** REQUIREMENTS **
Print the material below exactly as it stands, please, from its first line to the line holding "const ROWS = ['iTunes", with no pictures.
────────────────────────────────────────
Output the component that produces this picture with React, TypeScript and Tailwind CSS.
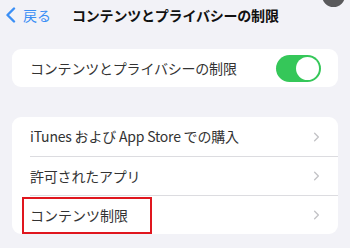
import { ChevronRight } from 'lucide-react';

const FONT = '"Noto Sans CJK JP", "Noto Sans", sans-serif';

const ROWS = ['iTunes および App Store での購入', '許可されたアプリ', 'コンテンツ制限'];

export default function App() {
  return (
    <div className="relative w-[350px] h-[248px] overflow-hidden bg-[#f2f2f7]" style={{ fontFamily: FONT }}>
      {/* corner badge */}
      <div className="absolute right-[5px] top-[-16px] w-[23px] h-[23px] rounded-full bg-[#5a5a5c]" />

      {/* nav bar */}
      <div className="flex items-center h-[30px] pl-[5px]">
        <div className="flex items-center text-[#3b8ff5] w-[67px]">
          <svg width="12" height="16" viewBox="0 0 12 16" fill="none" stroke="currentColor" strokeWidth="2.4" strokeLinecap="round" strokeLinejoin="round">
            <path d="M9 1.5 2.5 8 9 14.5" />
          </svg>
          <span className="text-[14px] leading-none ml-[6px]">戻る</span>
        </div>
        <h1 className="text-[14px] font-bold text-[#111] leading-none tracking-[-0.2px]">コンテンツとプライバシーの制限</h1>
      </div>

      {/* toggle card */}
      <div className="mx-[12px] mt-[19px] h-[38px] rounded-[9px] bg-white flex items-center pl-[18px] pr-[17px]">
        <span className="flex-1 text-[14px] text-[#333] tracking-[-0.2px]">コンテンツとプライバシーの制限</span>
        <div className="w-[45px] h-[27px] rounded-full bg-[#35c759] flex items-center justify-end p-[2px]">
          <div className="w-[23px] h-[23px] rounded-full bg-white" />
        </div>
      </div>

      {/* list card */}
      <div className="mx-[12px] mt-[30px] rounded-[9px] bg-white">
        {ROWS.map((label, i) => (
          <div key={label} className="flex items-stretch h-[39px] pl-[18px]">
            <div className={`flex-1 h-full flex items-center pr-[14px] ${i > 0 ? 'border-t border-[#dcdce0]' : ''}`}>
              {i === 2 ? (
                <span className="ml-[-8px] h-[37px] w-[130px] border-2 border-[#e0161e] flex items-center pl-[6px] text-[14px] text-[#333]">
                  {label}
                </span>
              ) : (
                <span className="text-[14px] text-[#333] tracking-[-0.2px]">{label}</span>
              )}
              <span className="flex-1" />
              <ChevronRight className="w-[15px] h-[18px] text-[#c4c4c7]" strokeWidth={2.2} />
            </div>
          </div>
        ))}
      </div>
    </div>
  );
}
────────────────────────────────────────
** IN RESPONSE **
Output the component that produces this picture with React, TypeScript and Tailwind CSS.
import { ChevronRight } from 'lucide-react';

const FONT = '"Noto Sans CJK JP", "Noto Sans", sans-serif';

const ROWS = ['iTunes および App Store での購入', '許可されたアプリ', 'コンテンツ制限'];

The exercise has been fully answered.